What Does It All Mean?
Primarily TR’s comments send the message to the market that whatever Stanford is saying, it’s wrong to make the conclusions it did.
Not that TR had much choice here. How can a company that serves lawyers sell a product that is only ‘42% accurate’ and hallucinates a lot as well? But, TR says it tests a lot with lawyers and the accuracy is actually very high. So, it IS good to use.
Go figure. And, perhaps only you – the user of the product – can ever really get to the answer as you are the ones using it for real work needs. Although, objective benchmarks for genAI that the legal community agreed to would go a long way to helping, especially before firms bought this software.
This site has plenty of additional questions for TR and will be sending them today and hopefully getting a fuller response. And it’s worth mentioning that when AL asked for a statement in May about the Westlaw test by Stanford this site was sent this general statement, plus a smaller comment that stemmed from that same statement.

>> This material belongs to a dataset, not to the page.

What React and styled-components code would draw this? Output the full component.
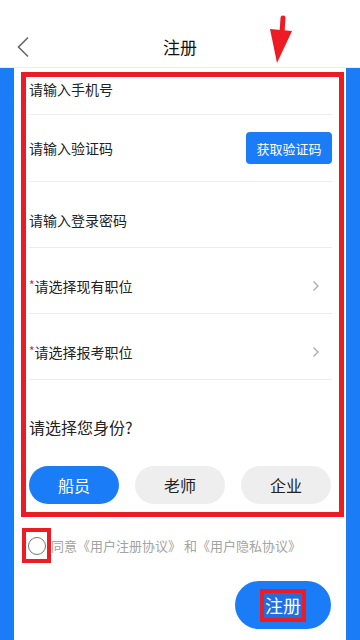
import React, { useState } from 'react'
import styled, { createGlobalStyle } from 'styled-components'

const Global = createGlobalStyle`
  body {
    margin: 0;
    font-family: "Noto Sans CJK SC", "Noto Sans", sans-serif;
    background: #fff;
  }
`

const BLUE = '#1b7cf7'
const RED = '#ed1c24'

const Page = styled.div`
  width: 360px;
  height: 640px;
  display: flex;
  flex-direction: column;
  overflow: hidden;
`

const Header = styled.header`
  position: relative;
  height: 68px;
  flex-shrink: 0;
  display: flex;
  align-items: center;
  justify-content: center;
  background: #fff;
  border-bottom: 1px solid #eee;
  box-sizing: border-box;
  padding-top: 26px;
  h1 {
    margin: 0;
    font-size: 17px;
    font-weight: 400;
    color: #111;
  }
`

const Back = styled.svg`
  position: absolute;
  left: 16px;
  top: 36px;
`

const Pointer = styled.svg`
  position: absolute;
  left: 268px;
  top: 15px;
`

const Body = styled.div`
  flex: 1;
  background: ${BLUE};
  padding: 0 14px;
  display: flex;
`

const Card = styled.div`
  flex: 1;
  background: #fff;
  padding: 4px 2px 0 7px;
  display: flex;
  flex-direction: column;
`

const Marked = styled.div`
  border: 5px solid ${RED};
  padding: 0 7px 8px 3px;
`

const Row = styled.div`
  height: ${p => p.$h}px;
  display: flex;
  align-items: ${p => (p.$top ? 'flex-start' : 'center')};
  padding-top: ${p => p.$pt || 0}px;
  box-sizing: border-box;
  border-bottom: 1px solid #ececec;
  font-size: 14px;
  color: #222;
  span.label {
    flex: 1;
  }
  i {
    color: ${RED};
    font-style: normal;
    font-size: 12px;
    position: relative;
    top: -2px;
  }
`

const CodeButton = styled.button`
  width: 86px;
  height: 32px;
  border: 0;
  border-radius: 4px;
  background: ${BLUE};
  color: #fff;
  font-family: inherit;
  font-size: 13px;
  padding: 0;
`

const Chevron = styled.svg`
  margin-right: 12px;
`

const Question = styled.div`
  font-size: 16px;
  color: #222;
  padding-top: 36px;
  line-height: 22px;
`

const Roles = styled.div`
  display: flex;
  gap: 16px;
  margin-top: 28px;
`

const Role = styled.button`
  width: 90px;
  height: 38px;
  border: 0;
  border-radius: 19px;
  background: ${p => (p.$active ? BLUE : '#eeeeee')};
  color: ${p => (p.$active ? '#fff' : '#222')};
  font-family: inherit;
  font-size: 16px;
  padding: 0;
`

const Agree = styled.div`
  display: flex;
  align-items: center;
  margin-top: 11px;
  font-size: 13px;
  color: #a3a3a3;
  white-space: nowrap;
`

const CheckBox = styled.div`
  width: 29px;
  height: 35px;
  box-sizing: border-box;
  border: 4px solid ${RED};
  display: flex;
  align-items: center;
  justify-content: center;
  margin-left: 1px;
  span {
    width: 16px;
    height: 16px;
    border: 1px solid #777;
    border-radius: 50%;
  }
`

const Submit = styled.button`
  align-self: flex-end;
  width: 96px;
  height: 48px;
  margin: 18px 13px 0 0;
  border: 0;
  border-radius: 24px;
  background: ${BLUE};
  display: flex;
  align-items: center;
  justify-content: center;
  padding: 0;
  span {
    border: 4px solid ${RED};
    padding: 0 1px;
    background: #1f6fe0;
    color: #fff;
    font-family: "Noto Sans CJK SC", sans-serif;
    font-size: 18px;
    line-height: 25px;
  }
`

function Arrow() {
  return (
    <Chevron width="8" height="12" viewBox="0 0 8 12">
      <path d="M1.5 1.5 L6 6 L1.5 10.5" fill="none" stroke="#aaa" strokeWidth="1.3" />
    </Chevron>
  )
}

export default function App() {
  const [role, setRole] = useState('船员')
  return (
    <Page>
      <Global />
      <Header>
        <Back width="14" height="22" viewBox="0 0 14 22">
          <path d="M12 1.5 L2.5 11 L12 20.5" fill="none" stroke="#666" strokeWidth="1.6" />
        </Back>
        <h1>注册</h1>
        <Pointer width="28" height="50" viewBox="0 0 28 50">
          <path d="M15 3 L14 18" stroke={RED} strokeWidth="5" strokeLinecap="round" />
          <path d="M2 14 L24 16 L9 48 Z" fill={RED} />
        </Pointer>
      </Header>
      <Body>
        <Card>
          <Marked>
            <Row $h={38} $top $pt={2}>
              <span className="label">请输入手机号</span>
            </Row>
            <Row $h={67}>
              <span className="label">请输入验证码</span>
              <CodeButton>获取验证码</CodeButton>
            </Row>
            <Row $h={66} $pt={10}>
              <span className="label">请输入登录密码</span>
            </Row>
            <Row $h={66} $pt={10}>
              <span className="label"><i>*</i>请选择现有职位</span>
              <Arrow />
            </Row>
            <Row $h={66} $pt={10}>
              <span className="label"><i>*</i>请选择报考职位</span>
              <Arrow />
            </Row>
            <Question>请选择您身份?</Question>
            <Roles>
              {['船员', '老师', '企业'].map(r => (
                <Role key={r} $active={role === r} onClick={() => setRole(r)}>{r}</Role>
              ))}
            </Roles>
          </Marked>
          <Agree>
            <CheckBox><span /></CheckBox>
            同意《用户注册协议》 和《用户隐私协议》
          </Agree>
          <Submit><span>注册</span></Submit>
        </Card>
      </Body>
    </Page>
  )
}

P.S. one point many people have wondered about: ‘How much of this is basically Casetext?’ has still not been answered directly. However, it seems fairly clear than before the deal with them that TR didn’t have extensive genAI capabilities for case law research and after the deal it did. But, AL will keep asking TR for clarity on this.
Conclusion
It’s understandable that TR wants to draw a line under this and move on. The problem is that the Stanford study is just so radically far apart from TR’s own findings. There are still several questions to answer. AL will keep asking them.